My notes from our conversation follow.

Building projects: Kids don't engage if it's framed as "learn this technology" -- what engages them is knowledge that they're moving to their project goal. "I want to build X, so I must learn Y." Before we go too far down the path of a particular tool (what I've loosely described as "Scratch for HTML5") we need to ask, "what, at the end of the day, do kids want to learn? What do they need to get achieve that?"

Do kids want to build for the Web? Most kids aren't driven by the tech itself, says Shah, so "learning HTML5" doesn't necessarily interest them. (In part because people don't necessarily know what HTML5 is or what it can do.) Do people know what we mean by Web apps? How do we help people understand that (and understand other components, such as APIs)? Shah is building a custom Python extension to Scratch to plug in an API -- "that gets kids to the Internet part. It doesn't get them to the Web. But still, it is very powerful."

Anecdotally, the kids in Shah's classes are primarily interested in graphic design, storytelling, games and music (so Scratch works well).

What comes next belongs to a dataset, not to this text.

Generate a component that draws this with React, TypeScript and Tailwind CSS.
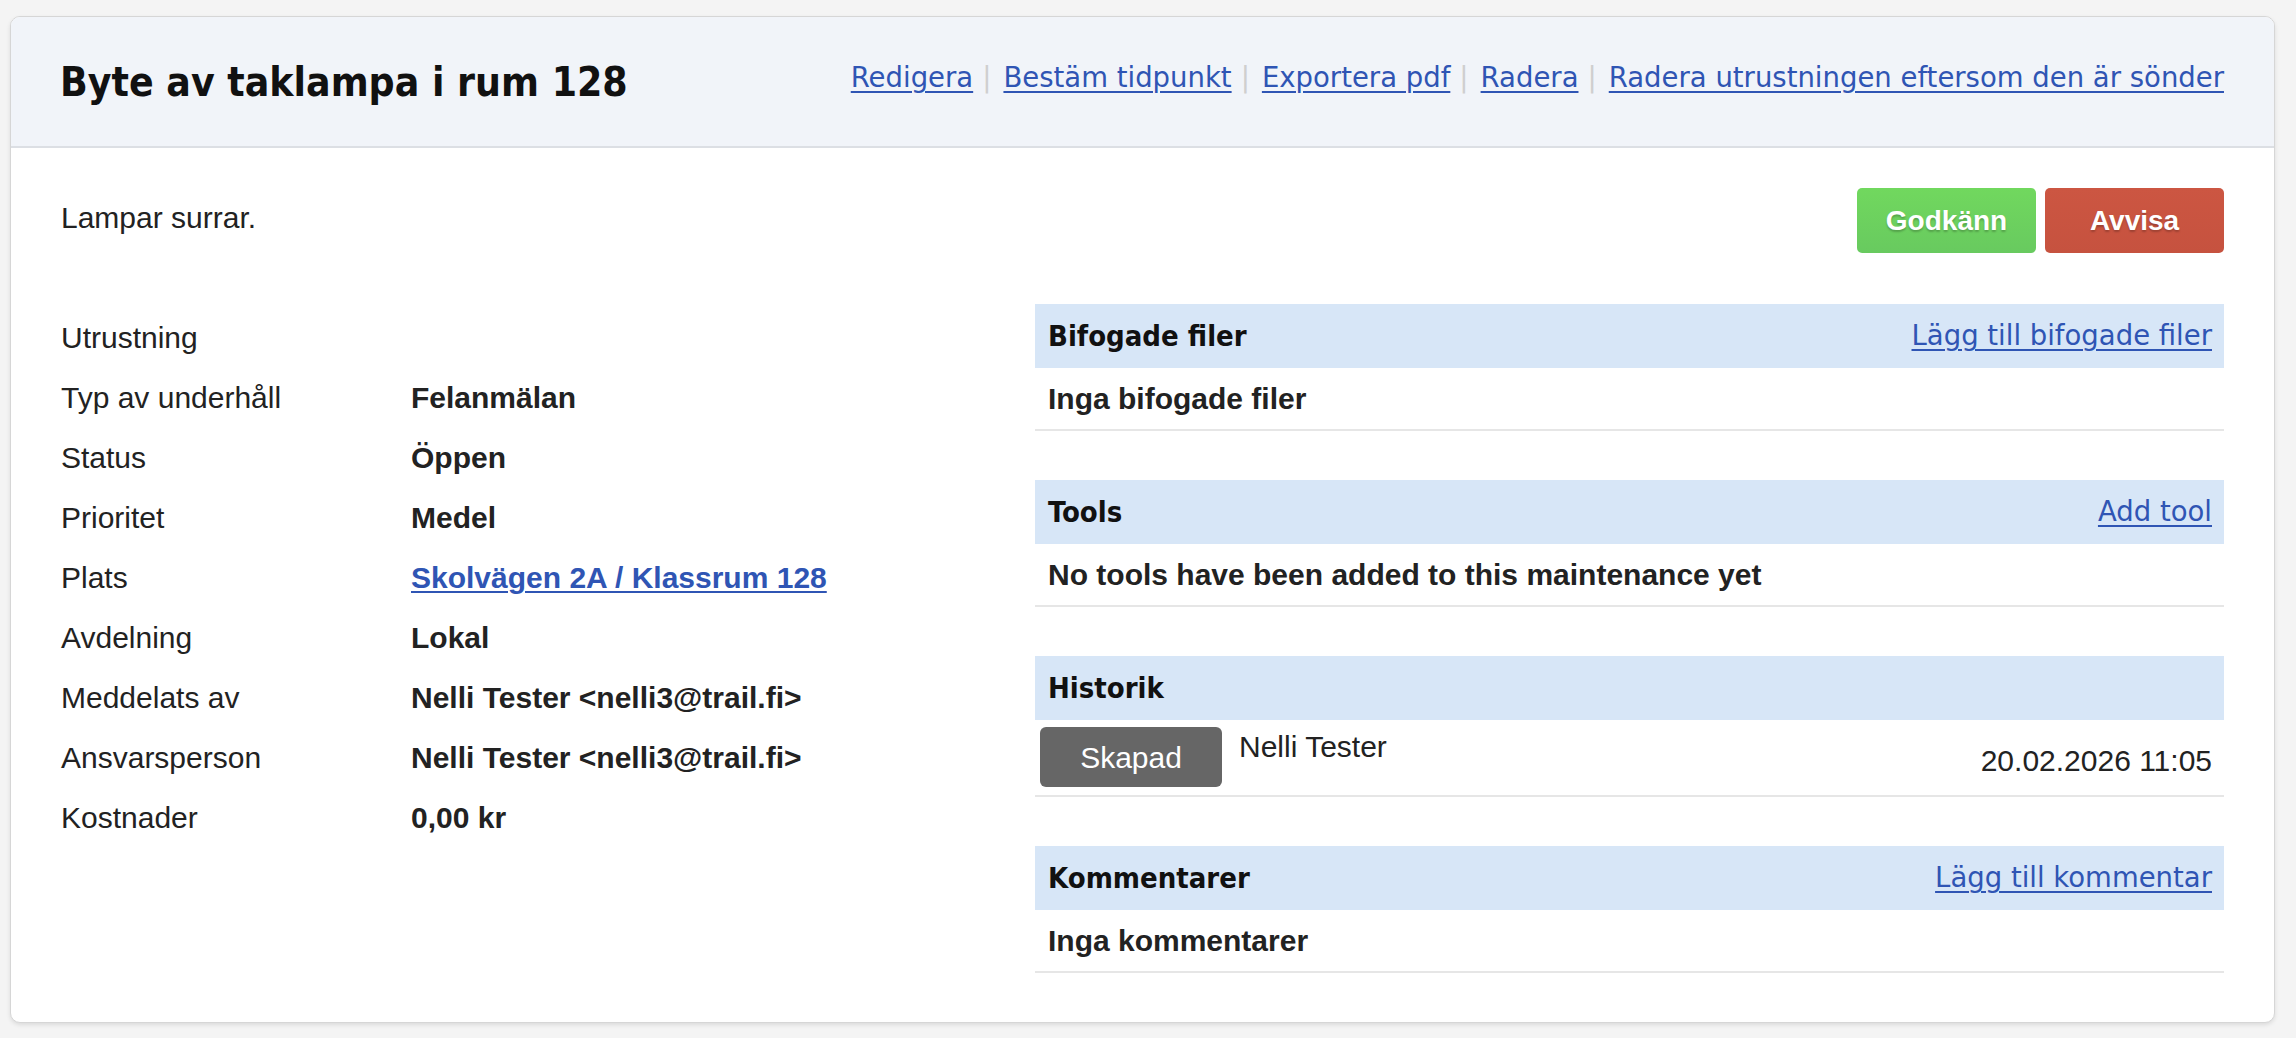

What do people need to know?: Shah says he wants his students to know "there is a lot more information outside your computer and you should be savvy enough to leverage that," for mash-ups etc. The Internet and Web are important then (although Shah also teaches some hardware things like Pico boards). The goal shouldn't be to create software engineers, but to "have people learn enough so they can solve problems for their own jobs," so that they can have conversations with programmers, so their imaginations can be sparked. Shah talks about building students' intuition about technology -- not specific technologies but a "feeling for it." Are our teaching efforts "career oriented' or "literacy oriented"? Students want something that is "immediately applicable," and sometimes that seems to run counter to teaching them "the fundamentals."

What should a tool created by Mozilla look like? Shah cautions against a "WYSIWYG IDE." Also, is a "tool" even the answer? Is "the solution" more tools? Or is it "more Hive," more hands-on, face-to-face workshops?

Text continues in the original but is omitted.